== Data excerpt ==

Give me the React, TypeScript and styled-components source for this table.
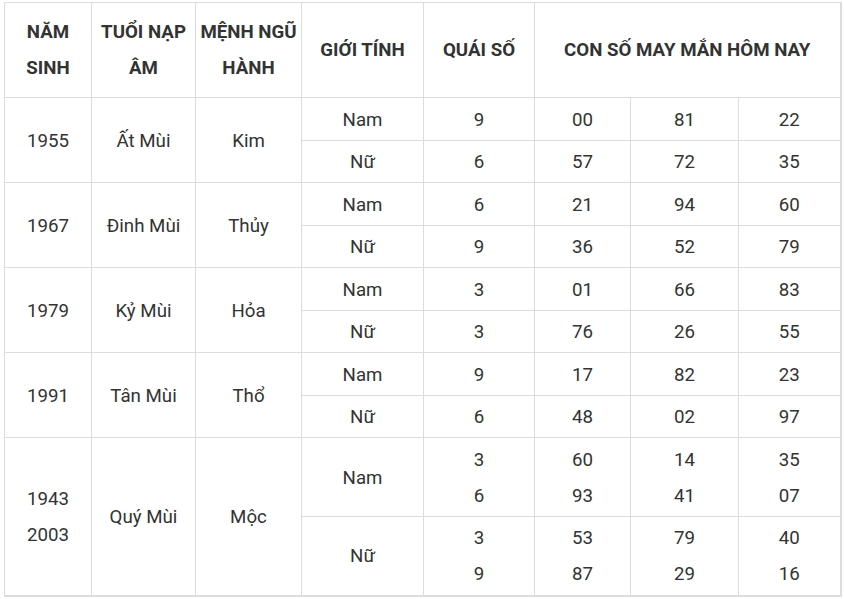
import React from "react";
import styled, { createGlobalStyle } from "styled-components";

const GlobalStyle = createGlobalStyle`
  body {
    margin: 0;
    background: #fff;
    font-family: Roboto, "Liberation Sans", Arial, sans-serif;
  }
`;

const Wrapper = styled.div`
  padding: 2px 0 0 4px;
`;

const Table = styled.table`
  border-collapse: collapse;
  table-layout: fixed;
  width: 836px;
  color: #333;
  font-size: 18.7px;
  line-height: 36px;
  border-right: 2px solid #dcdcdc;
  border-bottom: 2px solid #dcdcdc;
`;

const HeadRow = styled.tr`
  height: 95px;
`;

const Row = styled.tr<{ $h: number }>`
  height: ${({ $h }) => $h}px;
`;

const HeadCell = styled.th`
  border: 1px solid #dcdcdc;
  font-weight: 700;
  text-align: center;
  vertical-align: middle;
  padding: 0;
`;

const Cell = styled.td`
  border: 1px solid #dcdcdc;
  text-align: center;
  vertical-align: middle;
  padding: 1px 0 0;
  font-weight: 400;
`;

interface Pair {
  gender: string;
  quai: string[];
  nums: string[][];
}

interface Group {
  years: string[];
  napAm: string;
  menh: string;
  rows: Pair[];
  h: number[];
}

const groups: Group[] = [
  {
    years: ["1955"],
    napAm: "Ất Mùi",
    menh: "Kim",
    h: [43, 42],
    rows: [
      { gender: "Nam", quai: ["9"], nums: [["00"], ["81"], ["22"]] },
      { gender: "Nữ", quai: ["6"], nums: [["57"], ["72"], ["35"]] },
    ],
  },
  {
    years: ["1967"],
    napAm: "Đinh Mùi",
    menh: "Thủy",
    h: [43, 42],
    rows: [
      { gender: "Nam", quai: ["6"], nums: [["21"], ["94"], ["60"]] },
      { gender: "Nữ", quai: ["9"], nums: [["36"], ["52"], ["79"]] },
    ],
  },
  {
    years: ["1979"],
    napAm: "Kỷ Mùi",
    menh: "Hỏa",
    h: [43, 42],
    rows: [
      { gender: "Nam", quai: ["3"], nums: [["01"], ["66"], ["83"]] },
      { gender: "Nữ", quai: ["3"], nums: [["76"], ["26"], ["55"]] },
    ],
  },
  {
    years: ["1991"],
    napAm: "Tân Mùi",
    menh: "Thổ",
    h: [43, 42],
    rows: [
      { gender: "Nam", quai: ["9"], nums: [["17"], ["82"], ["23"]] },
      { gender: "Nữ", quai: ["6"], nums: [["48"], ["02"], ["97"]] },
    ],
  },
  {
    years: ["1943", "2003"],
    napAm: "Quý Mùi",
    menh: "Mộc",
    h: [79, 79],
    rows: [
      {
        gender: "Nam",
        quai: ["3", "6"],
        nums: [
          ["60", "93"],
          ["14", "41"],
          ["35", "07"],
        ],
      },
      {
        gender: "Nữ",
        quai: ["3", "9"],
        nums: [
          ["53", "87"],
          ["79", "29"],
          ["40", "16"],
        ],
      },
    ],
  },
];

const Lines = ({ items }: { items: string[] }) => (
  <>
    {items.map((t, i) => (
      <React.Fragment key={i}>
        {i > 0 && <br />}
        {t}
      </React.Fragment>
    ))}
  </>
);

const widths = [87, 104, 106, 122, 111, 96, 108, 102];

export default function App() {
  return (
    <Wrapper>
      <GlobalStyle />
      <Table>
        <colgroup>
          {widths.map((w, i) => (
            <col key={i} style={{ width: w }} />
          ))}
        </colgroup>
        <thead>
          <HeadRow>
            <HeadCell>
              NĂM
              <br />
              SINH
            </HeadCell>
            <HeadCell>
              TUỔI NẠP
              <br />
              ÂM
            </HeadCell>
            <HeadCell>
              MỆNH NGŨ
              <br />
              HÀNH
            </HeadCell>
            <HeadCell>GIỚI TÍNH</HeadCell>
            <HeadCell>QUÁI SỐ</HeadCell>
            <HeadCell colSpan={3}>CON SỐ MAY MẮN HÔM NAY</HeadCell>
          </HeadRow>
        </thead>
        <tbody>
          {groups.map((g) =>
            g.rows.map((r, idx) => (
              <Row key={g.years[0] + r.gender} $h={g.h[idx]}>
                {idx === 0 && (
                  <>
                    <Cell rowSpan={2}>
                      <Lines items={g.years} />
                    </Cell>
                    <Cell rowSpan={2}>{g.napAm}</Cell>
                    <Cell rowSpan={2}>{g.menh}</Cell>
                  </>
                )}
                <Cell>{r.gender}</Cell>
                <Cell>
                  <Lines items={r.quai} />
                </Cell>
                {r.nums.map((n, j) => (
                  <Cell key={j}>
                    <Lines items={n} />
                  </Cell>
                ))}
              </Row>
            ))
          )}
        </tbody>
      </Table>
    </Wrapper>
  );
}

===

■ What the task requires: Make an exact copy of the whole listing, but don't bring over any pictures.

■ The completed task:
Give me the React, TypeScript and styled-components source for this table.
import React from "react";
import styled, { createGlobalStyle } from "styled-components";

const GlobalStyle = createGlobalStyle`
  body {
    margin: 0;
    background: #fff;
    font-family: Roboto, "Liberation Sans", Arial, sans-serif;
  }
`;

const Wrapper = styled.div`
  padding: 2px 0 0 4px;
`;

const Table = styled.table`
  border-collapse: collapse;
  table-layout: fixed;
  width: 836px;
  color: #333;
  font-size: 18.7px;
  line-height: 36px;
  border-right: 2px solid #dcdcdc;
  border-bottom: 2px solid #dcdcdc;
`;

const HeadRow = styled.tr`
  height: 95px;
`;

const Row = styled.tr<{ $h: number }>`
  height: ${({ $h }) => $h}px;
`;

const HeadCell = styled.th`
  border: 1px solid #dcdcdc;
  font-weight: 700;
  text-align: center;
  vertical-align: middle;
  padding: 0;
`;

const Cell = styled.td`
  border: 1px solid #dcdcdc;
  text-align: center;
  vertical-align: middle;
  padding: 1px 0 0;
  font-weight: 400;
`;

interface Pair {
  gender: string;
  quai: string[];
  nums: string[][];
}

interface Group {
  years: string[];
  napAm: string;
  menh: string;
  rows: Pair[];
  h: number[];
}

const groups: Group[] = [
  {
    years: ["1955"],
    napAm: "Ất Mùi",
    menh: "Kim",
    h: [43, 42],
    rows: [
      { gender: "Nam", quai: ["9"], nums: [["00"], ["81"], ["22"]] },
      { gender: "Nữ", quai: ["6"], nums: [["57"], ["72"], ["35"]] },
    ],
  },
  {
    years: ["1967"],
    napAm: "Đinh Mùi",
    menh: "Thủy",
    h: [43, 42],
    rows: [
      { gender: "Nam", quai: ["6"], nums: [["21"], ["94"], ["60"]] },
      { gender: "Nữ", quai: ["9"], nums: [["36"], ["52"], ["79"]] },
    ],
  },
  {
    years: ["1979"],
    napAm: "Kỷ Mùi",
    menh: "Hỏa",
    h: [43, 42],
    rows: [
      { gender: "Nam", quai: ["3"], nums: [["01"], ["66"], ["83"]] },
      { gender: "Nữ", quai: ["3"], nums: [["76"], ["26"], ["55"]] },
    ],
  },
  {
    years: ["1991"],
    napAm: "Tân Mùi",
    menh: "Thổ",
    h: [43, 42],
    rows: [
      { gender: "Nam", quai: ["9"], nums: [["17"], ["82"], ["23"]] },
      { gender: "Nữ", quai: ["6"], nums: [["48"], ["02"], ["97"]] },
    ],
  },
  {
    years: ["1943", "2003"],
    napAm: "Quý Mùi",
    menh: "Mộc",
    h: [79, 79],
    rows: [
      {
        gender: "Nam",
        quai: ["3", "6"],
        nums: [
          ["60", "93"],
          ["14", "41"],
          ["35", "07"],
        ],
      },
      {
        gender: "Nữ",
        quai: ["3", "9"],
        nums: [
          ["53", "87"],
          ["79", "29"],
          ["40", "16"],
        ],
      },
    ],
  },
];

const Lines = ({ items }: { items: string[] }) => (
  <>
    {items.map((t, i) => (
      <React.Fragment key={i}>
        {i > 0 && <br />}
        {t}
      </React.Fragment>
    ))}
  </>
);

const widths = [87, 104, 106, 122, 111, 96, 108, 102];

export default function App() {
  return (
    <Wrapper>
      <GlobalStyle />
      <Table>
        <colgroup>
          {widths.map((w, i) => (
            <col key={i} style={{ width: w }} />
          ))}
        </colgroup>
        <thead>
          <HeadRow>
            <HeadCell>
              NĂM
              <br />
              SINH
            </HeadCell>
            <HeadCell>
              TUỔI NẠP
              <br />
              ÂM
            </HeadCell>
            <HeadCell>
              MỆNH NGŨ
              <br />
              HÀNH
            </HeadCell>
            <HeadCell>GIỚI TÍNH</HeadCell>
            <HeadCell>QUÁI SỐ</HeadCell>
            <HeadCell colSpan={3}>CON SỐ MAY MẮN HÔM NAY</HeadCell>
          </HeadRow>
        </thead>
        <tbody>
          {groups.map((g) =>
            g.rows.map((r, idx) => (
              <Row key={g.years[0] + r.gender} $h={g.h[idx]}>
                {idx === 0 && (
                  <>
                    <Cell rowSpan={2}>
                      <Lines items={g.years} />
                    </Cell>
                    <Cell rowSpan={2}>{g.napAm}</Cell>
                    <Cell rowSpan={2}>{g.menh}</Cell>
                  </>
                )}
                <Cell>{r.gender}</Cell>
                <Cell>
                  <Lines items={r.quai} />
                </Cell>
                {r.nums.map((n, j) => (
                  <Cell key={j}>
                    <Lines items={n} />
                  </Cell>
                ))}
              </Row>
            ))
          )}
        </tbody>
      </Table>
    </Wrapper>
  );
}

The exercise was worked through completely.